There is no shortage on Black Americans speaking out. There is no shortage of first hand information if we choose to avail ourselves of that information. The question here is; why is it that white people question the primary sources for direct information? The availability of information on racism in America is more abundant than probably any other subject of social and economic condition for any society ever existing in the history of the world. Hundreds of years of empirical expertise await anyone who wishes to access it. The options for both scholarly or popular sources on the subject are vastly experiential and authentic in ways few other subjects can offer to any level of inquiry, and are not even necessarily separate sources as would be the case with most any other subject of interest.
What’s even more, at the ease of simple and even passing desire we have generational, intergenerational and intragenerational record from the first twenty enslaved Africans in the British Colony of Virginia until today, if it is purely the the American adaptation that is sought. From then forward, the woven fabric of racism’s establishment in America as justification for abuses and exploitations few if any white people can fully comprehend are accessible, visible and entirely certain at each intentional and deliberate thread. These sources, individually or collectively, are recent and broad enough to be authenticated almost by mere publication, because no other social history has been more scrutinized, more challenged, more validated or proven, and yet consistently responded to with unapologetic reactionary white denial.

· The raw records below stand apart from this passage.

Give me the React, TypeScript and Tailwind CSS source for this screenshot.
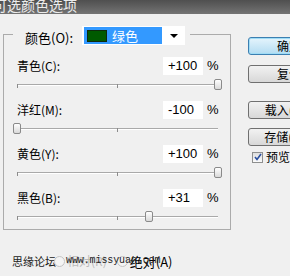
import React from 'react';

type Row = { label: string; value: string; pct: number };

const rows: Row[] = [
  { label: '青色(C):', value: '+100', pct: 1 },
  { label: '洋红(M):', value: '-100', pct: 0 },
  { label: '黄色(Y):', value: '+100', pct: 1 },
  { label: '黑色(B):', value: '+31', pct: 0.655 },
];

const TRACK = 201;

const Slider: React.FC<{ pct: number }> = ({ pct }) => (
  <div className="relative h-[18px] ml-[13px] w-[201px]">
    {/* track */}
    <div className="absolute left-0 right-0 top-[9px] h-px bg-[#a9a9a9]" />
    <div className="absolute left-0 right-0 top-[10px] h-px bg-white" />
    {/* ticks */}
    <div className="absolute left-0 top-[9px] w-px h-[4px] bg-[#8c8c8c]" />
    <div className="absolute left-[100px] top-[9px] w-px h-[4px] bg-[#8c8c8c]" />
    {/* thumb */}
    <div
      className="absolute top-[4px] w-[8px] h-[11px] rounded-[2px] border border-[#8a8a8a] bg-gradient-to-b from-[#ffffff] to-[#d9d9d9]"
      style={{ left: `${Math.round(pct * TRACK) - 4}px` }}
    />
  </div>
);

const Button: React.FC<{ children: React.ReactNode; primary?: boolean; className?: string }> = ({
  children,
  primary,
  className,
}) => (
  <div
    className={`w-[82px] h-[18px] shrink-0 rounded-[3px] flex items-center justify-center text-[12px] leading-none text-black ${
      primary
        ? 'border border-[#3c7fb1] bg-gradient-to-b from-[#e5f4fc] to-[#b3dcf2] shadow-[inset_0_0_0_1px_#9fdcf6]'
        : 'border border-[#707070] bg-gradient-to-b from-[#f2f2f2] to-[#d8d8d8]'
    } ${className ?? ''}`}
  >
    {children}
  </div>
);

export default function App() {
  return (
    <div className="w-[290px] h-[276px] bg-[#f0f0f0] overflow-hidden flex flex-col font-['Noto_Sans_CJK_SC','Noto_Sans',sans-serif] text-black">
      {/* Title bar */}
      <div className="h-[14px] shrink-0 bg-gradient-to-b from-[#4f4f4f] to-[#747474] flex items-start overflow-hidden">
        <span className="-ml-[7px] -mt-[3px] shrink-0 text-[14px] leading-[17px] text-[#ececec]">可选颜色选项</span>
      </div>

      <div className="flex flex-row pl-[3px] pt-[12px]">
        {/* Group box */}
        <fieldset className="w-[228px] shrink-0 border border-[#ababab] pb-[4px] pt-[15px]">
          <legend className="ml-[9px] h-[16px] flex items-start pr-[5px]">
            <span className="pl-[12px] mt-[4px] text-[13px] leading-[16px]">颜色(O):</span>
            <div className="ml-[9px] w-[103px] h-[19px] bg-white flex items-stretch">
              <div className="ml-[2px] my-[1px] w-[78px] bg-[#3399ff] flex items-center">
                <div className="ml-[3px] w-[20px] h-[12px] bg-[#005a00] border border-[#0d2a0d]" />
                <span className="ml-[5px] text-[13px] leading-none text-white">绿色</span>
              </div>
              <div className="flex-1 flex items-center justify-center">
                <svg width="8" height="4" viewBox="0 0 8 4">
                  <path d="M0 0 H8 L4 4 Z" fill="#000" />
                </svg>
              </div>
            </div>
          </legend>

          {rows.map((r) => (
            <div key={r.label} className="mb-[8px] last:mb-0">
              <div className="h-[18px] flex items-center pl-[13px]">
                <span className="w-[146px] text-[12px] leading-none">{r.label}</span>
                <div className="w-[40px] h-[18px] bg-white flex items-center pl-[5px] font-['Liberation_Sans',sans-serif] text-[13px]">
                  {r.value}
                </div>
                <span className="ml-[4px] font-['Liberation_Sans',sans-serif] text-[13px]">%</span>
              </div>
              <Slider pct={r.pct} />
            </div>
          ))}
        </fieldset>

        {/* Right buttons */}
        <div className="ml-[17px] pt-[11px] shrink-0 flex flex-col">
          <Button primary>确定</Button>
          <Button className="mt-[10px]">复位</Button>
          <Button className="mt-[18px]">载入(L)...</Button>
          <Button className="mt-[9px]">存储(S)...</Button>
          <div className="mt-[4px] ml-[4px] flex items-center h-[14px]">
            <div className="w-[11px] h-[11px] border border-[#8e8f8f] bg-gradient-to-b from-[#dedede] to-[#fbfbfb] flex items-center justify-center">
              <svg width="8" height="8" viewBox="0 0 8 8">
                <path d="M1 4 L3 6.5 L7 1" stroke="#2a4fa0" strokeWidth="1.6" fill="none" />
              </svg>
            </div>
            <span className="ml-[3px] text-[12px] leading-none">预览(P)</span>
          </div>
        </div>
      </div>

      {/* Bottom radios with watermark */}
      <div className="mt-[23px] h-[16px] flex items-center pl-[12px]">
        <span className="text-[11px] leading-none text-[#222] shrink-0">思缘论坛</span>
        <div className="relative -ml-[2px] flex items-center h-[16px] shrink-0">
          <div className="w-[11px] h-[11px] rounded-full border border-[#c4c4c4] bg-[#f4f4f4]" />
          <span className="ml-[2px] text-[12px] leading-none text-[#bbbbbb]">相对(R)</span>
          <div className="ml-[10px] w-[11px] h-[11px] rounded-full border border-[#c4c4c4] bg-[#f4f4f4]" />
          <span className="ml-[2px] text-[13px] leading-none">绝对(A)</span>
          <span className="absolute left-[12px] top-[1px] whitespace-nowrap font-['Liberation_Mono',monospace] text-[10px] leading-[14px] tracking-[-0.1px] text-[#222]">
            www.missyuan.com
          </span>
        </div>
      </div>
    </div>
  );
}
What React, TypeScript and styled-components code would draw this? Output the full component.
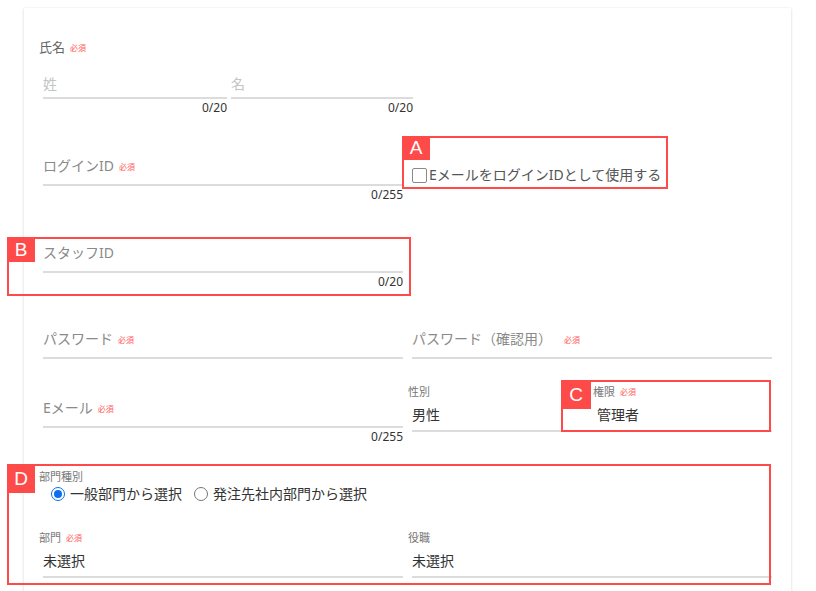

There is nothing more certain in America than the injustice to indigenous and enslaved populations, nor is there anything more vehemently obfuscated, avoided or even denied by white America. Whether intentional or unconscious, white America continues to face the most feared of all challenges to belief. The contradictions to the greatness of America, the goodness of its founders and its righteousness as the light upon the hill. If there is anything that ever fully proved Leon Festinger’s theory of cognitive dissonance, it is white America’s reconciliation with a very truthful and fully available Black and White American History. The only thing asked of white America, and more politely than any sets of atrocities may have ever been asked, is to listen, open your eyes and set aside the story of America that you believe you know. It has been brought to you by the very same sources, for the same brand of appeasement that brought you Santa Clause, the Easter Bunny and the Tooth Fairy. It is time to look and to see. You will find that it isn’t so bad to live without this fantasy either. It is in fact the very means by which the greatnesses you feared might be lost, can fully and authentically, once and for all, arrive to all.